La Constitución Europea

El título induce a engaño, ya que difícilmente el tratado que se somete a referéndum el próximo día 20 puede tildarse de Constitución. Están ausentes todos los elementos necesarios para que se le pueda atribuir tal nombre. Es cierto que aparentemente, y de ahí la confusión, el texto está lleno de declaraciones de tipo programático que podían hacer creer que estamos en presencia de un texto constitucional. Pero falta lo fundamental, el establecimiento de un poder político dotado de competencias, medios e instrumentos para llevar a la práctica todos esos principios. Si se lee con detenimiento el texto, lo que desde luego no es fácil ni divertido, se observa que las competencias que asume la Unión son exclusivamente las que hacen referencia al mercado. El tratado viene así simplemente a consolidar lo que hasta hora ha sido, y por lo visto será en el futuro, la Unión Europea : un espacio mercantil y financiero, pero sin los contrapesos inherentes a todo Estado social.

La palabra más repetida es competencia, y a esa finalidad, en especial a que los países miembros no puedan distorsionar –otros hablarían de corregir – el libre juego del mercado, dedica a través de su articulado todas sus energías. El modelo por tanto es plenamente neoliberal; mercado sí, pero sin que los poderes públicos intervengan para subsanar sus fallos. La Unión Europea carece y va a carecer de un verdadero presupuesto y de sus propios impuestos, ambos instrumentos imprescindibles para que el poder político democrático intervenga en la economía y para practicar cualquier política correctora de la distribución de rentas y riquezas que realiza el mercado. Europa carece tanto de una política social como de una política laboral común. Y lo que aún es más grave, se imposibilita que en el futuro puedan existir al exigirse que en estas materias, al igual que en el tema fiscal, los acuerdos que se adopten tengan que ser por unanimidad, lo que resulta absolutamente inviable en una Europa de treinta países tan heterogéneos.

A las instituciones europeas se les niegan las competencias en todas aquellas materias que constituyen el núcleo del Estado social y que, de una u otra forma, se encuentra consagrado en las constituciones de todos los países europeos.
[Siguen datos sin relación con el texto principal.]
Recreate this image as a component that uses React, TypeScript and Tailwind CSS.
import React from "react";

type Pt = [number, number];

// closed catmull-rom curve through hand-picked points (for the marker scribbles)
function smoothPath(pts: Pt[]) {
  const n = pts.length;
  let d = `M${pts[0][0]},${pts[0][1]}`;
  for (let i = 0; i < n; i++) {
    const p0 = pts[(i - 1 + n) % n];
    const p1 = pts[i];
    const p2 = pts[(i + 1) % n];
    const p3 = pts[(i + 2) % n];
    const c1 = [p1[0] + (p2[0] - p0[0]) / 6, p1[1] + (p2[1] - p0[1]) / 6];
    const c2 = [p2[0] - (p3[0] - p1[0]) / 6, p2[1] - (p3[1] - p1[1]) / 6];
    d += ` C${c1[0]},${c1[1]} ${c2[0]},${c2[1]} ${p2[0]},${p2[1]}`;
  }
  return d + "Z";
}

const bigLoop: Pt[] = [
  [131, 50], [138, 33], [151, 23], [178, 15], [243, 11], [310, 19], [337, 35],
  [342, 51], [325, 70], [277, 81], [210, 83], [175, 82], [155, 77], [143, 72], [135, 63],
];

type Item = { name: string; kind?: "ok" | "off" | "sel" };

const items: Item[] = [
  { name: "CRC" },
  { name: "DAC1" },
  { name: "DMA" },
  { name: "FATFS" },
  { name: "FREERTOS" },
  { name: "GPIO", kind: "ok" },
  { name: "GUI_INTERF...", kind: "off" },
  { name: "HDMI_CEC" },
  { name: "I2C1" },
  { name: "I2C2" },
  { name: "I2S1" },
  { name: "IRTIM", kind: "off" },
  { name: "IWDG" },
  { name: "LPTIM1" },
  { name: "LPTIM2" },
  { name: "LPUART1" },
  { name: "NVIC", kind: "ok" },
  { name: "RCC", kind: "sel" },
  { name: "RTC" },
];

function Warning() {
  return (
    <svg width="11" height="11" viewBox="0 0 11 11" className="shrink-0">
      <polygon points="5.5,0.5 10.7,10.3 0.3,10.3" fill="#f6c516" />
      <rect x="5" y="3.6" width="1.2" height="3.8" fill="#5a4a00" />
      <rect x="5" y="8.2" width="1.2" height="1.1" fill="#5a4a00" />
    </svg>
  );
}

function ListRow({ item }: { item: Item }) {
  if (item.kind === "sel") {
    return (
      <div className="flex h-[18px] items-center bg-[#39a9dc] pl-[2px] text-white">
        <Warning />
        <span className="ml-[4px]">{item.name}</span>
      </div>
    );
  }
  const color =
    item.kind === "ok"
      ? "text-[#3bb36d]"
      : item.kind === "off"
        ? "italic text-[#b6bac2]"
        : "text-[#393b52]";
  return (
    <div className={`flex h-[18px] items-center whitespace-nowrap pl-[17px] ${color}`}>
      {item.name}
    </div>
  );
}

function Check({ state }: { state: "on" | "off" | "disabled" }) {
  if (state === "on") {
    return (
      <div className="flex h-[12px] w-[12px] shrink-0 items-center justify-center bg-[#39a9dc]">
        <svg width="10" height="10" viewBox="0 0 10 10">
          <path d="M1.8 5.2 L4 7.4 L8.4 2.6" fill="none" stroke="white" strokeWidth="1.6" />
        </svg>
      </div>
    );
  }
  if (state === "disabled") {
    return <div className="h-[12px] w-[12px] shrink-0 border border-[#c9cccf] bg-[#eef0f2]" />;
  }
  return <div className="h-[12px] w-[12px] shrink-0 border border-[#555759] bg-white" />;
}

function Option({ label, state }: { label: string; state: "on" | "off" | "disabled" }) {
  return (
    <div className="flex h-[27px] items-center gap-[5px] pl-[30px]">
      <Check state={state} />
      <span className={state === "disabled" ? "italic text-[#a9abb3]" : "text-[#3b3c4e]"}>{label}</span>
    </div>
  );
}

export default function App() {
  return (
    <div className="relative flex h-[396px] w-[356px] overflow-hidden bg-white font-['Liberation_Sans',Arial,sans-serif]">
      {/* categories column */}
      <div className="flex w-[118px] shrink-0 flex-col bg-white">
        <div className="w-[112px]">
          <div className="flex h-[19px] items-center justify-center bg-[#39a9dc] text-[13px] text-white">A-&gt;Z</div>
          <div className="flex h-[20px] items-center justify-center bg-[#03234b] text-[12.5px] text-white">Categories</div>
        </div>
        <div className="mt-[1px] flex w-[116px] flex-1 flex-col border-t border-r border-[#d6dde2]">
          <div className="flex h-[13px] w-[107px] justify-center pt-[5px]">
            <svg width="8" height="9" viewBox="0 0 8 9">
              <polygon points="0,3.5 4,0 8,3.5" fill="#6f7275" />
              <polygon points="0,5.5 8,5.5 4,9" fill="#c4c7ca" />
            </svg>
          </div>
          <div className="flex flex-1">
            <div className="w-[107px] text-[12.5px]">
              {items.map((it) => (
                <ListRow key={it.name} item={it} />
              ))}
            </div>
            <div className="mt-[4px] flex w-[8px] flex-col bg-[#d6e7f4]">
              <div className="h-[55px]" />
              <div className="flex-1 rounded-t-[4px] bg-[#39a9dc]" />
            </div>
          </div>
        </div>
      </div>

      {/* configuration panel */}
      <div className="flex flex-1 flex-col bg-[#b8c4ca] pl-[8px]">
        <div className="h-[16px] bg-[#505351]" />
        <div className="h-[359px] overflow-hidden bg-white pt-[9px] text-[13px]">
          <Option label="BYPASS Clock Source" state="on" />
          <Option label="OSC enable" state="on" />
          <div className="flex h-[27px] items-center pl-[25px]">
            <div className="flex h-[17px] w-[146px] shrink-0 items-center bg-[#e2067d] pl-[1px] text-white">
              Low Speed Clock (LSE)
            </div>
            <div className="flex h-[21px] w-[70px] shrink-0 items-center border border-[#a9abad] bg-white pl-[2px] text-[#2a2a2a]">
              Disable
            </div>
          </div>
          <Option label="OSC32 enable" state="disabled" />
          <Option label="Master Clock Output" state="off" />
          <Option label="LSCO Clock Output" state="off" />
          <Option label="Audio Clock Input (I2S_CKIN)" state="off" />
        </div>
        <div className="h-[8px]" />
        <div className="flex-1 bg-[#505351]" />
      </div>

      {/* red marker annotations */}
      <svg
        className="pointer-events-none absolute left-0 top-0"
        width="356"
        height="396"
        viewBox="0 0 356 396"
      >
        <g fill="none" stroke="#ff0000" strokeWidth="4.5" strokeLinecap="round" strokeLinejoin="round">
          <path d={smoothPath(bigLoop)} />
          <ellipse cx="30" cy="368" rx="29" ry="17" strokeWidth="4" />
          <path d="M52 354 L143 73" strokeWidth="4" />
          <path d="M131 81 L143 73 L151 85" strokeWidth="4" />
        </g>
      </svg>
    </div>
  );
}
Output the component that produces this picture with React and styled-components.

De hecho, el tratado las reserva a los Estados miembros; pero el problema radica en que éstos se van a ver, a su vez, impotentes para llevarlas a cabo en el esquema que se dibuja. La actuación de los poderes públicos en la economía como contrapeso al mercado y al poder económico resulta obstaculizada por las propias instituciones comunitarias que, en la búsqueda frenética y fallida de un mercado perfecto, imposibilitan cualquier actuación pública que, según ellos, será discriminatoria. En ausencia de una política fiscal comunitaria, y sin que ni siquiera exista una harmonización de las políticas fiscales de los Estados miembros, éstas tenderán a ser cada vez más regresivas. Con el fin de atraer empresas y capital, cada país reducirá la carga impositiva que deben soportar, de manera que los sistema tributarios se configurarán con gravámenes indirectos y con aquellos que recaigan exclusivamente sobre las rentas del trabajo. Algo similar ocurrirá en la política social y laboral. En aras de la competencia, todos los Estados pugnarán en una carrera sin fin por adoptar condiciones laborales y sociales que favorezcan a las empresas, y que lógicamente serán más desfavorables para los trabajadores. En ese proceso, lejos de que los trabajadores de Lituania vayan acercándose en salario y jornada de trabajo a los niveles de los que gozan los trabajadores alemanes, serán los alemanes los que se acerquen a los lituanos.